## Goal
Repeat, exactly and only, the lines from the beginning of the data through the line with "ChevronDown, PawPrint, Save". Pictures are left out.

## Dataset extract
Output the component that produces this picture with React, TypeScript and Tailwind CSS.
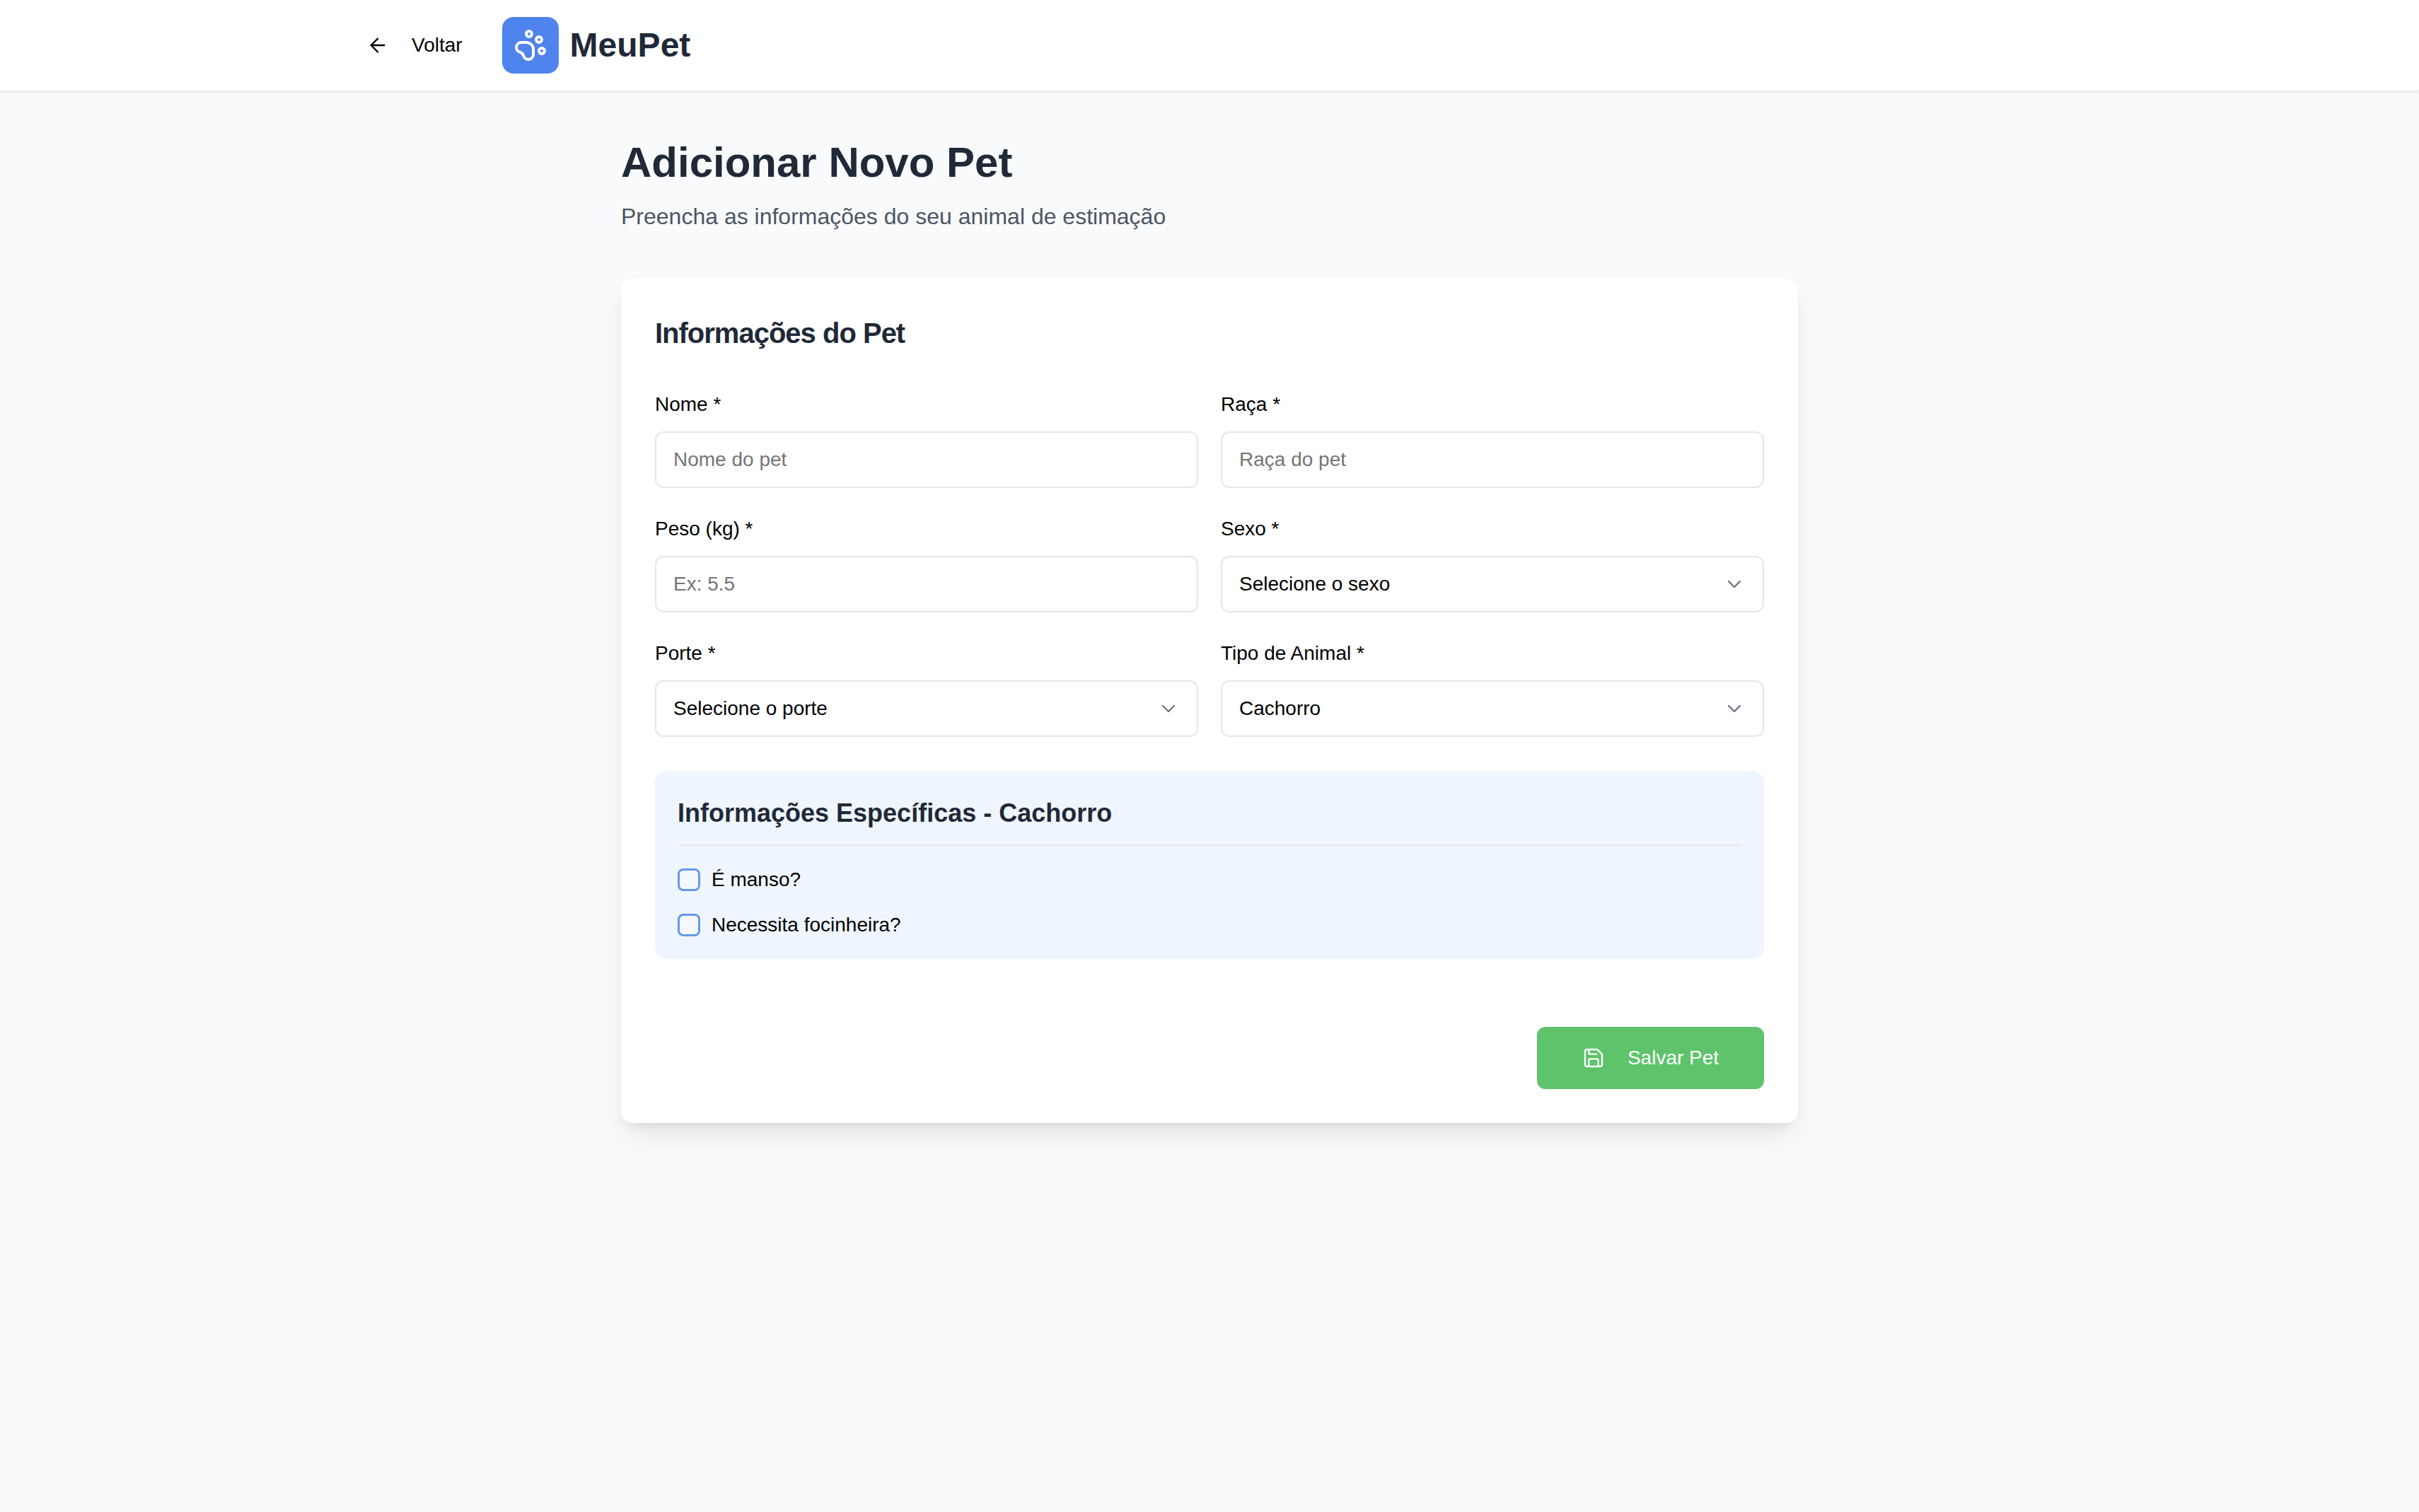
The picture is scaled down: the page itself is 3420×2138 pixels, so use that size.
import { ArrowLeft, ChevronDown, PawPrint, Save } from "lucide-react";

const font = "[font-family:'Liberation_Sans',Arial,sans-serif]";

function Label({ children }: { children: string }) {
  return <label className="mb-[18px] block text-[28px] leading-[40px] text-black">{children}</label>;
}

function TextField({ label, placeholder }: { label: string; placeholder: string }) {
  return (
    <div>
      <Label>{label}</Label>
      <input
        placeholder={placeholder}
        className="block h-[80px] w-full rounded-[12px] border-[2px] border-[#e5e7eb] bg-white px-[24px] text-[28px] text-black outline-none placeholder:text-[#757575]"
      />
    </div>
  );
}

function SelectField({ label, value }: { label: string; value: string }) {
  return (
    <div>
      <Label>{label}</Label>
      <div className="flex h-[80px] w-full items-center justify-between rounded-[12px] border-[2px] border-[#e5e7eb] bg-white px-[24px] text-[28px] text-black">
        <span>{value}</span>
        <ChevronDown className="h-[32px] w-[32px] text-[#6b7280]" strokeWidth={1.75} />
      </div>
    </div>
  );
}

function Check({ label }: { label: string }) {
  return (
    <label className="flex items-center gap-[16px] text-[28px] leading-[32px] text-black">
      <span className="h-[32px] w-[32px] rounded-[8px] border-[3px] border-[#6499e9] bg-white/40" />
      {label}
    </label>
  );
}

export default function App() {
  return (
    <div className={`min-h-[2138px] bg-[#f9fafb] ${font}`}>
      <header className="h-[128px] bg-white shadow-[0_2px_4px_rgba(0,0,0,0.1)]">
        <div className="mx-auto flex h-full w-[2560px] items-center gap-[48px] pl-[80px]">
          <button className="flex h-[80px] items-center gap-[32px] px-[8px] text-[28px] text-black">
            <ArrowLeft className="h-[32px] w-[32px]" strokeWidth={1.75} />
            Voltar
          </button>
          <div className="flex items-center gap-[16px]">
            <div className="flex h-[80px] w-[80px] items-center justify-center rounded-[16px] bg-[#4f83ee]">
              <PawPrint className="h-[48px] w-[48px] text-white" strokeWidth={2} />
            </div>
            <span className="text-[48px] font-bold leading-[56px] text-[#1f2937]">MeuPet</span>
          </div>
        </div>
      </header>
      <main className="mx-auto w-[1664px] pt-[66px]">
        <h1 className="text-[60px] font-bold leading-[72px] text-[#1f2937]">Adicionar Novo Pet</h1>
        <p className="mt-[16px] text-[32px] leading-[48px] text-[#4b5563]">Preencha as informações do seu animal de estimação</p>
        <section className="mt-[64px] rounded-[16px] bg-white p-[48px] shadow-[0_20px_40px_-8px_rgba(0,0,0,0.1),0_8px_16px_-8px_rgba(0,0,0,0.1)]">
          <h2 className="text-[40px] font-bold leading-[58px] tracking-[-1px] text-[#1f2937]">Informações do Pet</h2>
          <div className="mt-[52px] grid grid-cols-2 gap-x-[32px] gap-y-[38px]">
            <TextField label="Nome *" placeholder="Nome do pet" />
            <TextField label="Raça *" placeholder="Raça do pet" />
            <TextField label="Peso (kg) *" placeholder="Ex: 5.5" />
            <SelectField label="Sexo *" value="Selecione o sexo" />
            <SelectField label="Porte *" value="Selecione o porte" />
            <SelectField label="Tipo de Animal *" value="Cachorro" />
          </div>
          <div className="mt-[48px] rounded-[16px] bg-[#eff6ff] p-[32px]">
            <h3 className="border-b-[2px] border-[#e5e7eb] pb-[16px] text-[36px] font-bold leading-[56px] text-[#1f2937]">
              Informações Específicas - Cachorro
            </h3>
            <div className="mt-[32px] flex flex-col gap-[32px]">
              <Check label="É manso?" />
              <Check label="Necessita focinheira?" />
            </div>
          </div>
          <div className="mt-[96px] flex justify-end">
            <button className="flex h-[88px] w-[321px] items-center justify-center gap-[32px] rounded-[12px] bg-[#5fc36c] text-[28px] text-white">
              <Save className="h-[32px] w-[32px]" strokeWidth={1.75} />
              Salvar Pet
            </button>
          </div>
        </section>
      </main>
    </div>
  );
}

## Complete answer
Output the component that produces this picture with React, TypeScript and Tailwind CSS.
The picture is scaled down: the page itself is 3420×2138 pixels, so use that size.
import { ArrowLeft, ChevronDown, PawPrint, Save } from "lucide-react";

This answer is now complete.